PROBLEM REQUIREMENTS - Copy exactly the lines from the beginning of the data down to and including the line holding "flex-direction: column;", without any pictures.
* BEGIN MATERIAL PROVIDED *
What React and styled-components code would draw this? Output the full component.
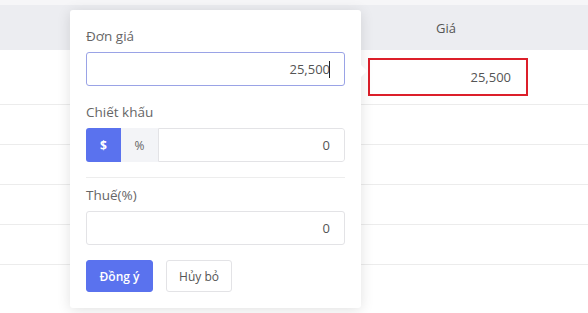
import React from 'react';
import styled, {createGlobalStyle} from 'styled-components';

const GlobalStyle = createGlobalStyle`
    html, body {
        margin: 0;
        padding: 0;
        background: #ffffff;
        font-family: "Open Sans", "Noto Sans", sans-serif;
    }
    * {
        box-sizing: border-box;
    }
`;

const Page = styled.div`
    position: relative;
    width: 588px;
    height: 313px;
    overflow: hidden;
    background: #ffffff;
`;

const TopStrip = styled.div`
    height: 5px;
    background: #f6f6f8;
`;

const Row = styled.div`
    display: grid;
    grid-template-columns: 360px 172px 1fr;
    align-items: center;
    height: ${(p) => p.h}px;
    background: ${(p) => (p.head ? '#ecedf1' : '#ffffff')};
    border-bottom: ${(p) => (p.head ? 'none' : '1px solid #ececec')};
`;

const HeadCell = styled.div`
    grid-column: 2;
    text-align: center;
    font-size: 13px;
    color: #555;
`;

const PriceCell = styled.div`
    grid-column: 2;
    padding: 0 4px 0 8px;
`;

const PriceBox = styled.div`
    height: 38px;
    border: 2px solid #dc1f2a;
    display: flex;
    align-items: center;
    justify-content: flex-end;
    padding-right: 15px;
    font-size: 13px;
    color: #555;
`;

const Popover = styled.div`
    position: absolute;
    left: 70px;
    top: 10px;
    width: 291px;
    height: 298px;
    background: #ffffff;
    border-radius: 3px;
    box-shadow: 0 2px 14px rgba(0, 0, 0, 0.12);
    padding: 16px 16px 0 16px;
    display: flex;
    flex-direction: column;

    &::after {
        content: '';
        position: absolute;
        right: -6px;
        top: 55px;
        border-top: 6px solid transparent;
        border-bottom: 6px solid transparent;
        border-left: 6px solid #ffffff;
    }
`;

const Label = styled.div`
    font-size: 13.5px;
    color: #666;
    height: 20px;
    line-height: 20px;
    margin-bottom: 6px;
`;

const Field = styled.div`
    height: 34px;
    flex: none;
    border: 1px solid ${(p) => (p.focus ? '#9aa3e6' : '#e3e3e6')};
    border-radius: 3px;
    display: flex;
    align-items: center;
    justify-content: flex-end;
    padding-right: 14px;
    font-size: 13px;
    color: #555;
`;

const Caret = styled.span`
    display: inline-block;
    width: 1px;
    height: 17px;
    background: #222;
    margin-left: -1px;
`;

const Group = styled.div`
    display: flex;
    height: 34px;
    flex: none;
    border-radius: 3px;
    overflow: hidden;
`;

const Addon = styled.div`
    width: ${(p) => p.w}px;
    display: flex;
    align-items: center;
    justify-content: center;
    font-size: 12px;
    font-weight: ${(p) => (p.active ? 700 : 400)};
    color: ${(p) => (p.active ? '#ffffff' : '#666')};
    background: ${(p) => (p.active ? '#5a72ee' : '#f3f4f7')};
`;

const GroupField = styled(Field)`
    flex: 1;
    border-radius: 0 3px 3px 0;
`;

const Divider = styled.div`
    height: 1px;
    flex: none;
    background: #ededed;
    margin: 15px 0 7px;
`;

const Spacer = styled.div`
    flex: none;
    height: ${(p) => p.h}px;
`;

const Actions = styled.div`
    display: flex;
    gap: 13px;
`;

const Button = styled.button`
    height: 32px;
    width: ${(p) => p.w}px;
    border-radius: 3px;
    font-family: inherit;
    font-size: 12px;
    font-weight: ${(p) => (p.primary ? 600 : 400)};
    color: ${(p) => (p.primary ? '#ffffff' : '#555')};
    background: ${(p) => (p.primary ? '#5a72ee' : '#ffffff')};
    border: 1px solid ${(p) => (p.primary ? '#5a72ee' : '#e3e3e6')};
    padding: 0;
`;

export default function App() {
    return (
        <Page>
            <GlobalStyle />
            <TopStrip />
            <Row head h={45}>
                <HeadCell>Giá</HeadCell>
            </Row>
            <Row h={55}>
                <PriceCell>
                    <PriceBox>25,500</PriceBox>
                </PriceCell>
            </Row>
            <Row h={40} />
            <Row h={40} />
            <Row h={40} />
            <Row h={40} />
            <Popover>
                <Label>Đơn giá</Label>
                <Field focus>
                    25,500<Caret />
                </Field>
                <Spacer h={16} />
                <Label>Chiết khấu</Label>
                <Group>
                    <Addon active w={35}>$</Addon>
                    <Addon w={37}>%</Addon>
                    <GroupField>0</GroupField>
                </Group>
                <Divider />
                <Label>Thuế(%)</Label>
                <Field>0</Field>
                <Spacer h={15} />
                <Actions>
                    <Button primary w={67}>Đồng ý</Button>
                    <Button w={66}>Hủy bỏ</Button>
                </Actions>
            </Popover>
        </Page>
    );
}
* END MATERIAL PROVIDED *
RESPONSE TO THE EXERCISE -
What React and styled-components code would draw this? Output the full component.
import React from 'react';
import styled, {createGlobalStyle} from 'styled-components';

const GlobalStyle = createGlobalStyle`
    html, body {
        margin: 0;
        padding: 0;
        background: #ffffff;
        font-family: "Open Sans", "Noto Sans", sans-serif;
    }
    * {
        box-sizing: border-box;
    }
`;

const Page = styled.div`
    position: relative;
    width: 588px;
    height: 313px;
    overflow: hidden;
    background: #ffffff;
`;

const TopStrip = styled.div`
    height: 5px;
    background: #f6f6f8;
`;

const Row = styled.div`
    display: grid;
    grid-template-columns: 360px 172px 1fr;
    align-items: center;
    height: ${(p) => p.h}px;
    background: ${(p) => (p.head ? '#ecedf1' : '#ffffff')};
    border-bottom: ${(p) => (p.head ? 'none' : '1px solid #ececec')};
`;

const HeadCell = styled.div`
    grid-column: 2;
    text-align: center;
    font-size: 13px;
    color: #555;
`;

const PriceCell = styled.div`
    grid-column: 2;
    padding: 0 4px 0 8px;
`;

const PriceBox = styled.div`
    height: 38px;
    border: 2px solid #dc1f2a;
    display: flex;
    align-items: center;
    justify-content: flex-end;
    padding-right: 15px;
    font-size: 13px;
    color: #555;
`;

const Popover = styled.div`
    position: absolute;
    left: 70px;
    top: 10px;
    width: 291px;
    height: 298px;
    background: #ffffff;
    border-radius: 3px;
    box-shadow: 0 2px 14px rgba(0, 0, 0, 0.12);
    padding: 16px 16px 0 16px;
    display: flex;
    flex-direction: column;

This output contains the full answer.